* [Problem statement]
Starting with the first line of the listing, quote each line exactly until and including the one with "c: boolean; l: string", leaving pictures out.
══════════
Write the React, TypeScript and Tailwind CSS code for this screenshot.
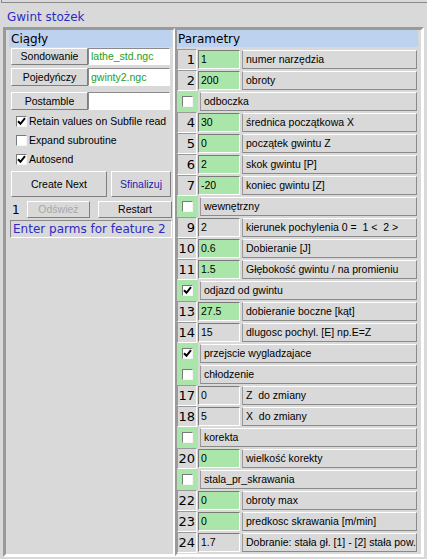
import React from "react";

type Row =
  | { kind: "e"; n: number; v: string; g: boolean; l: string }
  | { kind: "c"; c: boolean; l: string };

const rows: Row[] = [
  { kind: "e", n: 1, v: "1", g: true, l: "numer narzędzia" },
  { kind: "e", n: 2, v: "200", g: true, l: "obroty" },
  { kind: "c", c: false, l: "odboczka" },
  { kind: "e", n: 4, v: "30", g: true, l: "średnica początkowa X" },
  { kind: "e", n: 5, v: "0", g: true, l: "początek gwintu Z" },
  { kind: "e", n: 6, v: "2", g: true, l: "skok gwintu [P]" },
  { kind: "e", n: 7, v: "-20", g: true, l: "koniec gwintu [Z]" },
  { kind: "c", c: false, l: "wewnętrzny" },
  { kind: "e", n: 9, v: "2", g: false, l: "kierunek pochylenia 0 =  1 <  2 >" },
  { kind: "e", n: 10, v: "0.6", g: true, l: "Dobieranie [J]" },
  { kind: "e", n: 11, v: "1.5", g: true, l: "Głębokość gwintu / na promieniu" },
  { kind: "c", c: true, l: "odjazd od gwintu" },
  { kind: "e", n: 13, v: "27.5", g: true, l: "dobieranie boczne [kąt]" },
  { kind: "e", n: 14, v: "15", g: false, l: "dlugosc pochyl. [E] np.E=Z" },
  { kind: "c", c: true, l: "przejscie wygladzajace" },
  { kind: "c", c: false, l: "chłodzenie" },
  { kind: "e", n: 17, v: "0", g: false, l: "Z  do zmiany" },
  { kind: "e", n: 18, v: "5", g: false, l: "X  do zmiany" },
  { kind: "c", c: false, l: "korekta" },
  { kind: "e", n: 20, v: "0", g: true, l: "wielkość korekty" },
  { kind: "c", c: false, l: "stala_pr_skrawania" },
  { kind: "e", n: 22, v: "0", g: true, l: "obroty max" },
  { kind: "e", n: 23, v: "0", g: true, l: "predkosc skrawania [m/min]" },
  { kind: "e", n: 24, v: "1.7", g: false, l: "Dobranie: stała gł. [1] - [2] stała pow." },
];

function Tick() {
  return (
    <svg width="9" height="9" viewBox="0 0 9 9">
      <path d="M1 4.2 L3.5 6.8 L8 1.2" stroke="#000" strokeWidth="2" fill="none" />
    </svg>
  );
}

function Check({ c }: { c: boolean }) {
  return (
    <div className="w-[11px] h-[11px] bg-white border border-t-[#7a7a7a] border-l-[#7a7a7a] border-b-[#f4f4f4] border-r-[#f4f4f4] flex items-center justify-center">
      {c && <Tick />}
    </div>
  );
}

function Btn({ children, className }: { children: React.ReactNode; className: string }) {
  return (
    <div
      className={
        "flex items-center justify-center bg-[#d9d9d9] border border-t-white border-l-white border-b-[#7f7f7f] border-r-[#7f7f7f] " +
        className
      }
    >
      {children}
    </div>
  );
}

export default function App() {
  return (
    <div className="w-[427px] h-[559px] bg-[#d9d9d9] overflow-hidden font-['Liberation_Sans',Arial,sans-serif] text-[10.5px] text-black leading-none">
      <div className="h-[3px] ml-[1px] border-l border-b border-[#8a8a8a]" />
      <div className="h-[24px] pl-[7px] pt-[8px] font-['DejaVu_Sans',sans-serif] text-[12px] text-[#2c2cc4]">
        Gwint stożek
      </div>
      <div className="ml-[3px] w-[421px] h-[530px] border border-t-[#9a9a9a] border-l-[#9a9a9a] border-b-white border-r-white flex">
        {/* left panel */}
        <div className="w-[171px] h-full border-2 border-t-[#9a9a9a] border-l-[#9a9a9a] border-b-white border-r-white pl-[3px] pr-[1px]">
          <div className="h-[17px] bg-[#bcd2ee] flex items-center pl-[2px] font-['DejaVu_Sans',sans-serif] text-[12px]">
            Ciągły
          </div>
          <div className="mt-[1px] h-[17px] flex">
            <Btn className="ml-[2px] w-[77px] h-full">Sondowanie</Btn>
            <div className="w-[82px] h-full bg-white border border-t-[#8a8a8a] border-l-[#8a8a8a] border-b-white border-r-white flex items-center pl-[2px] text-[#22a022]">
              lathe_std.ngc
            </div>
          </div>
          <div className="mt-[3px] h-[18px] flex">
            <Btn className="ml-[2px] w-[77px] h-full">Pojedyńczy</Btn>
            <div className="w-[82px] h-full bg-white border border-t-[#8a8a8a] border-l-[#8a8a8a] border-b-white border-r-white flex items-center pl-[2px] text-[#22a022]">
              gwinty2.ngc
            </div>
          </div>
          <div className="mt-[6px] h-[18px] flex">
            <Btn className="ml-[2px] w-[77px] h-full">Postamble</Btn>
            <div className="w-[82px] h-full bg-white border border-t-[#8a8a8a] border-l-[#8a8a8a] border-b-white border-r-white" />
          </div>
          <div className="mt-[2px] h-[19px] flex items-center pl-[7px] gap-[2px]">
            <Check c={true} />
            <span>Retain values on Subfile read</span>
          </div>
          <div className="h-[19px] flex items-center pl-[7px] gap-[2px]">
            <Check c={false} />
            <span>Expand subroutine</span>
          </div>
          <div className="h-[19px] flex items-center pl-[7px] gap-[2px]">
            <Check c={true} />
            <span>Autosend</span>
          </div>
          <div className="mt-[2px] h-[26px] flex gap-[4px]">
            <Btn className="ml-[2px] w-[96px] h-full">Create Next</Btn>
            <Btn className="w-[60px] h-full text-[#2020b0]">Sfinalizuj</Btn>
          </div>
          <div className="mt-[4px] h-[17px] flex items-center">
            <span className="w-[18px] pl-[3px] font-['DejaVu_Sans',sans-serif] text-[12px]">1</span>
            <Btn className="w-[63px] h-full text-[#a8a8a8]">Odśwież</Btn>
            <Btn className="ml-[8px] w-[74px] h-full">Restart</Btn>
          </div>
          <div className="mt-[2px] ml-[1px] h-[18px] border border-t-[#8a8a8a] border-l-[#8a8a8a] border-b-white border-r-white flex items-center pl-[2px] font-['DejaVu_Sans',sans-serif] text-[12px] text-[#2c2cc4]">
            Enter parms for feature 2
          </div>
        </div>
        {/* right panel */}
        <div className="w-[248px] h-full border-2 border-t-[#9a9a9a] border-l-[#9a9a9a] border-b-white border-r-white pr-[3px]">
          <div className="h-[17px] bg-[#bcd2ee] flex items-center pl-[1px] font-['DejaVu_Sans',sans-serif] text-[12px]">
            Parametry
          </div>
          <div className="mt-[2px] flex flex-col">
            {rows.map((r, i) =>
              r.kind === "e" ? (
                <div key={i} className="h-[21px] flex items-center">
                  <div className="w-[20px] h-[21px] border border-t-[#9a9a9a] border-l-[#9a9a9a] border-b-white border-r-white flex items-center justify-end pr-[1px] font-['DejaVu_Sans',sans-serif] text-[13px]">
                    {r.n}
                  </div>
                  <div
                    className={
                      (r.g ? "bg-[#aae6aa] " : "bg-[#d9d9d9] ") +
                      "ml-[1px] w-[42px] h-[19px] border border-t-[#7a7a7a] border-l-[#7a7a7a] border-b-white border-r-white flex items-center pl-[2px]"
                    }
                  >
                    {r.v}
                  </div>
                  <div className="ml-[2px] w-[175px] h-[19px] border border-t-white border-l-[#9a9a9a] border-b-[#8a8a8a] border-r-[#8a8a8a] flex items-center pl-[3px] whitespace-pre">
                    {r.l}
                  </div>
                </div>
              ) : (
                <div key={i} className="h-[21px] flex items-center">
                  <div className="w-[21px] h-[21px] bg-[#aae6aa] flex items-center justify-center">
                    <Check c={r.c} />
                  </div>
                  <div className="ml-[2px] w-[217px] h-[19px] border border-t-white border-l-[#9a9a9a] border-b-[#8a8a8a] border-r-[#8a8a8a] flex items-center pl-[3px] whitespace-pre">
                    {r.l}
                  </div>
                </div>
              )
            )}
          </div>
        </div>
      </div>
    </div>
  );
}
══════════
* [Written solution]
Write the React, TypeScript and Tailwind CSS code for this screenshot.
import React from "react";

type Row =
  | { kind: "e"; n: number; v: string; g: boolean; l: string }
  | { kind: "c"; c: boolean; l: string };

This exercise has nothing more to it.